The basic patterns of emotional colloquial construction have a particularly strong stylistic effect when they are used in the author’s speech.

The oral variety has, as one of its distinctive features, an emotional character revealed mostly in the use of special emotive words, intensifiers and addition and voice qualities. The written varieties more intellectual; it is reasoned and, ideally, is non-emotional.

Ellipsis

Ellipsis is a typical phenomenon in conversation, arising out of the situation. We mentioned this peculiar feature of the spoken languages when we characterized its essential qualities and properties.

But this typical feature of the spoken language assumes a new quality when used in the written language. It becomes a stylistic device inasmuch as it supplies suprasegmental information. An elliptical sentence in direct intercourse is not a stylistic device.

It is simply a norm of the spoken languages.

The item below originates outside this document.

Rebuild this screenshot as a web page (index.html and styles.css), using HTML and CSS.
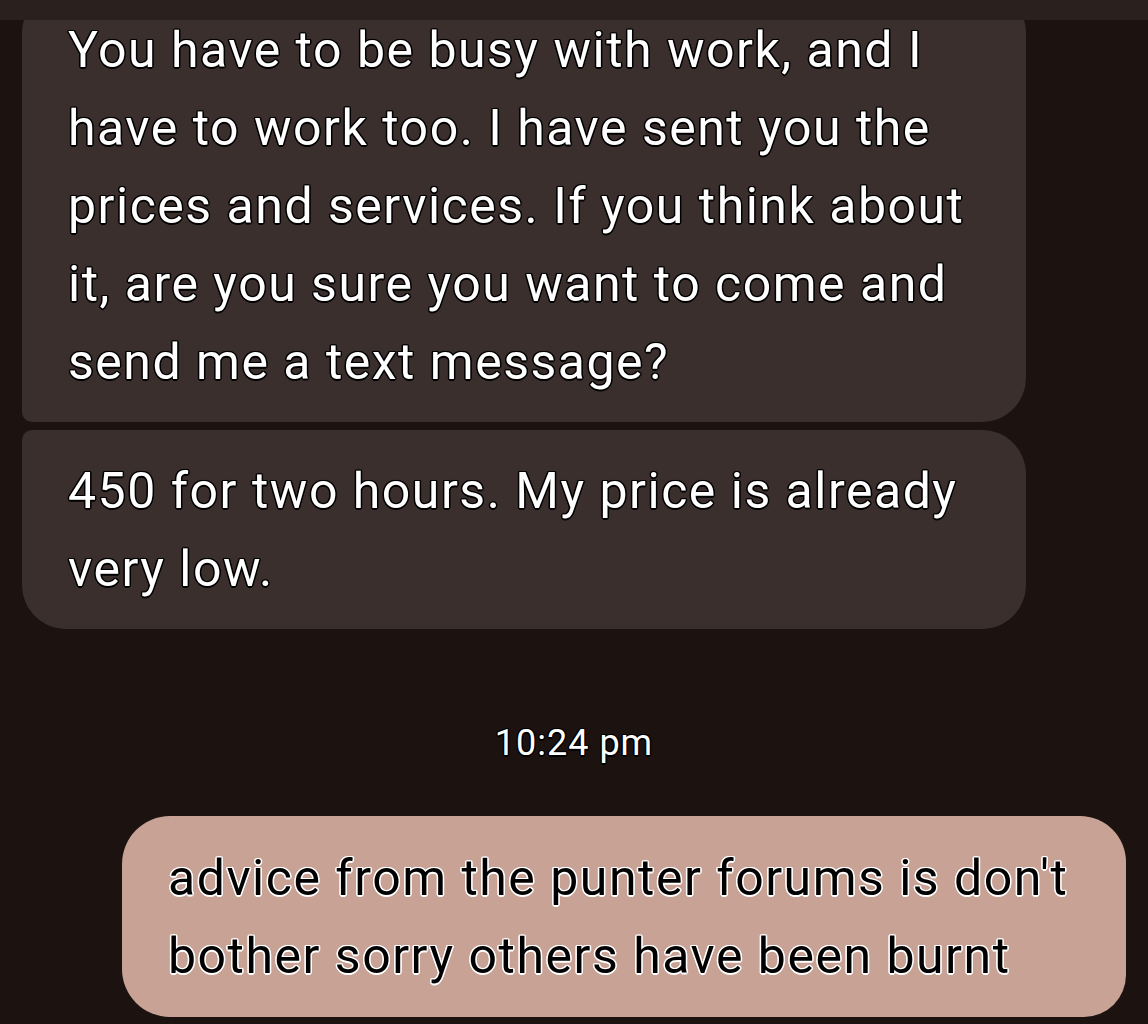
FILE: index.html
```html
<!DOCTYPE html>
<html lang="en">
<head>
<meta charset="utf-8">
<title>Messages</title>
<link rel="stylesheet" href="styles.css">
</head>
<body>
<div class="screen">
  <div class="topbar"></div>
  <div class="thread">
    <div class="bubble received first">You have to be busy with work, and I have to work too. I have sent you the prices and services. If you think about it, are you sure you want to come and send me a text message?</div>
    <div class="bubble received last">450 for two hours. My price is already very low.</div>
    <div class="timestamp">10:24 pm</div>
    <div class="bubble sent">advice from the punter forums is don't bother sorry others have been burnt</div>
  </div>
</div>
</body>
</html>
```

FILE: styles.css
```css
html, body {
  margin: 0;
  padding: 0;
  background: #1c1311;
}
.screen {
  width: 1148px;
  height: 1024px;
  overflow: hidden;
  display: flex;
  flex-direction: column;
  background: #1c1311;
  font-family: Roboto, "Noto Sans", "Liberation Sans", sans-serif;
}
.topbar {
  height: 20px;
  flex: none;
  background: #2a211f;
  position: relative;
  z-index: 2;
}
.thread {
  flex: 1;
  display: flex;
  flex-direction: column;
  padding: 0 22px;
  overflow: hidden;
}
.bubble {
  box-sizing: border-box;
  width: 1004px;
  padding: 22px 46px 21px;
  font-size: 50px;
  line-height: 78px;
  letter-spacing: 1.5px;
}
.received {
  align-self: flex-start;
  background: #3a2f2d;
  color: #fff;
  text-shadow:
    1.5px 0 0 #000, -1.5px 0 0 #000, 0 1.5px 0 #000, 0 -1.5px 0 #000,
    1px 1px 0 #000, -1px -1px 0 #000, 1px -1px 0 #000, -1px 1px 0 #000,
    0 0 2px #000;
}
.received.first {
  margin-top: -31px;
  border-radius: 44px 44px 44px 10px;
}
.received.last {
  margin-top: 8px;
  border-radius: 10px 44px 44px 44px;
}
.timestamp {
  align-self: center;
  margin-top: 90px;
  font-size: 36px;
  line-height: 48px;
  letter-spacing: 1px;
  color: #fff;
  text-shadow:
    1.5px 0 0 #000, -1.5px 0 0 #000, 0 1.5px 0 #000, 0 -1.5px 0 #000,
    1px 1px 0 #000, -1px -1px 0 #000, 1px -1px 0 #000, -1px 1px 0 #000;
}
.sent {
  align-self: flex-end;
  margin-top: 49px;
  padding-top: 23px;
  padding-bottom: 22px;
  background: #c9a296;
  color: #000;
  border-radius: 48px 46px 42px 48px;
  text-shadow:
    1.5px 0 0 #fff, -1.5px 0 0 #fff, 0 1.5px 0 #fff, 0 -1.5px 0 #fff,
    1px 1px 0 #fff, -1px -1px 0 #fff, 1px -1px 0 #fff, -1px 1px 0 #fff;
}
```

Ellipsis, when used as a stylistic device, always imitates the common feature of colloquial languages, where the situation predetermines not the omission of certain members of the sentence, but their absence it would perhaps be adequate to call sentences lacking certain members “incomplete sentences”, leaving the term ellipsis to specify structures where we recognize a digression from the traditional literary sentence structure.

Thus the sentences “See you tomorrow”, “Had a good time?” “Won’t do”, “You say that?” are typical of the colloquial language. Nothing is omitted here. There are normal syntactical structures in the spoken languages and to call them elliptical means to judge every s-ce structure according to the structural model of the written language.

Here is an example quated by Jespensen:

“I bring him news will raice his drooping spirits”

“…or like the snow falls in the river”

However, when the reader encounters such structures in literary texts, even though they aim at representing the lively norms of the spoken language, he is apt to regard them as bearing some definite stylistic function. The relative rarity of the construction, on the one hand and the non-expectancy of any strikingly colloquial expression in literary narrative due to a psychological effect produce this.

It must be repeated here that the most characteristic feature of the written variety of languages is amplification, which by its very nature is opposite to ellipsis.

Amplification generally demands expansion of the ideas with as full and as exact relations between the parts of the utterance as possible. Ellipsis, on the contrary, being the property of colloquial languages, does not express what can easily be supplied by the situation.

E. Stylistic Use of structural Meaning

On analogy with transference of lexical meaning, in which words are used other than in their primary logical sense, cal sense, syntactical structures may also be used in meanings other than their primary ones. Every syntactical structure has it definite function, which is sometimes called its structural meaning. When a structure is used in some other function it may be said to assume a new meaning which is similar to lexical transferred meaning.